### Given problem:
Select each line where the word "React" appears.

+ + + + +

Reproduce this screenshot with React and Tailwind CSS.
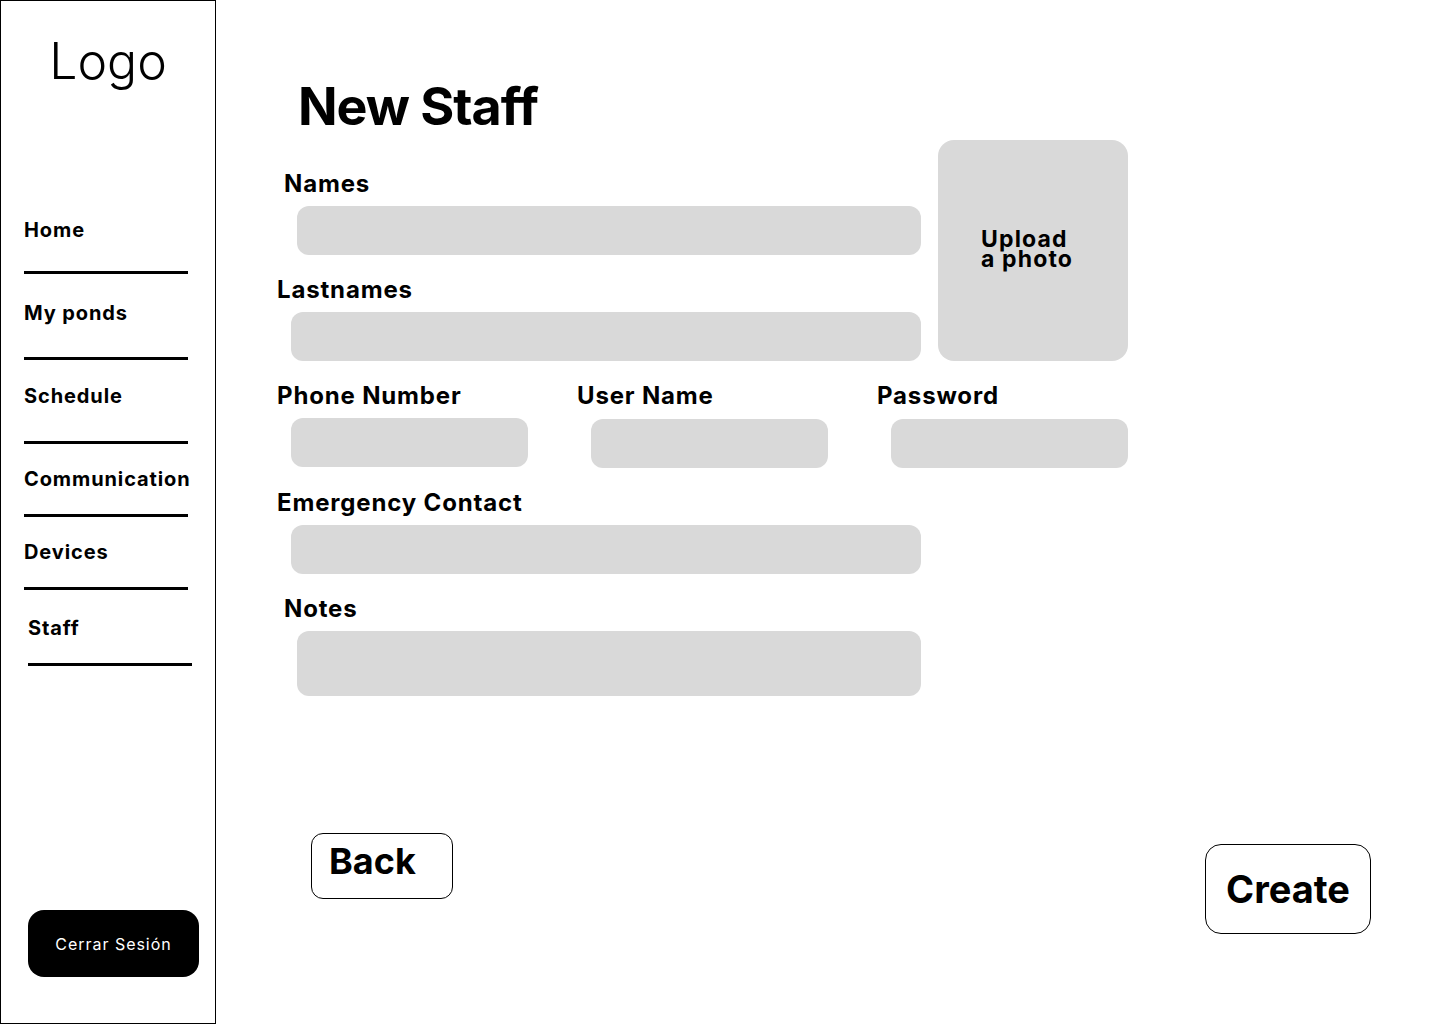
import React from 'react';

const navItems = [
  { label: 'Home', textClass: 'mt-[134px] ml-[23px]', lineClass: 'mt-[31px] ml-[23px] w-[164px]' },
  { label: 'My ponds', textClass: 'mt-[29px] ml-[23px]', lineClass: 'mt-[34px] ml-[23px] w-[164px]' },
  { label: 'Schedule', textClass: 'mt-[26px] ml-[23px]', lineClass: 'mt-[35px] ml-[23px] w-[164px]' },
  { label: 'Communication', textClass: 'mt-[25px] ml-[23px]', lineClass: 'mt-[25px] ml-[23px] w-[164px]' },
  { label: 'Devices', textClass: 'mt-[25px] ml-[23px]', lineClass: 'mt-[25px] ml-[23px] w-[164px]' },
  { label: 'Staff', textClass: 'mt-[28px] ml-[27px]', lineClass: 'mt-[25px] ml-[27px] w-[164px]' },
];

const Label = ({ children, className = '' }) => (
  <div className={`text-[24px] leading-none font-bold tracking-[0.035em] ${className}`}>{children}</div>
);

const Field = ({ className = '' }) => (
  <div className={`bg-[#d9d9d9] rounded-xl ${className}`} />
);

const Sidebar = () => (
  <aside className="w-[216px] h-[1024px] shrink-0 border border-black flex flex-col">
    <div className="mt-[35px] text-center text-[50px] leading-none font-light">Logo</div>
    <nav className="flex flex-col">
      {navItems.map((item) => (
        <div key={item.label}>
          <div className={`text-[20px] leading-none font-bold tracking-[0.045em] ${item.textClass}`}>{item.label}</div>
          <div className={`h-[3px] bg-black ${item.lineClass}`} />
        </div>
      ))}
    </nav>
    <div className="mt-auto mb-[46px] ml-[27px]">
      <button className="w-[171px] h-[67px] bg-black text-white rounded-2xl text-[16px] tracking-[0.06em]">
        Cerrar Sesión
      </button>
    </div>
  </aside>
);

const App = () => {
  return (
    <div className="flex bg-white text-black min-h-screen" style={{ fontFamily: 'Inter, "Liberation Sans", sans-serif' }}>
      <Sidebar />

      <main className="flex-1 pt-[78px] pl-[61px]">
        <h1 className="mt-[3px] ml-[21px] text-[52px] leading-none font-bold tracking-[-0.02em]">New Staff</h1>

        <div className="mt-[7px] flex items-start">
          <div className="w-[644px] pt-[32px]">
            <Label className="ml-[7px]">Names</Label>
            <Field className="mt-[10px] ml-[20px] w-[624px] h-[49px]" />
            <Label className="mt-[23px]">Lastnames</Label>
            <Field className="mt-[10px] ml-[14px] w-[630px] h-[49px]" />
          </div>
          <div className="ml-[17px] w-[190px] h-[221px] bg-[#d9d9d9] rounded-2xl flex items-center">
            <div className="ml-[43px] -mt-[4px] text-[23px] leading-[20px] font-bold tracking-[0.05em]">
              Upload<br />a photo
            </div>
          </div>
        </div>

        <div className="mt-[23px] grid grid-cols-[300px_300px_300px]">
          <div>
            <Label>Phone Number</Label>
            <Field className="mt-[10px] ml-[14px] w-[237px] h-[49px]" />
          </div>
          <div>
            <Label>User Name</Label>
            <Field className="mt-[11px] ml-[14px] w-[237px] h-[49px]" />
          </div>
          <div>
            <Label>Password</Label>
            <Field className="mt-[11px] ml-[14px] w-[237px] h-[49px]" />
          </div>
        </div>

        <Label className="mt-[23px]">Emergency Contact</Label>
        <Field className="mt-[10px] ml-[14px] w-[630px] h-[49px]" />

        <Label className="mt-[23px] ml-[7px]">Notes</Label>
        <Field className="mt-[10px] ml-[20px] w-[624px] h-[65px]" />

        <div className="mt-[137px] ml-[34px] w-[1060px] flex justify-between items-start">
          <button className="w-[142px] h-[66px] border border-black rounded-xl flex items-start pl-[17px] pt-[9px]">
            <span className="block text-[36px] leading-none font-bold">Back</span>
          </button>
          <button className="mt-[11px] w-[166px] h-[90px] border border-black rounded-2xl flex items-center justify-center">
            <span className="text-[38px] leading-none font-bold">Create</span>
          </button>
        </div>
      </main>
    </div>
  );
};

export default App;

+ + + + +

### Expected answer:
Reproduce this screenshot with React and Tailwind CSS.
import React from 'react';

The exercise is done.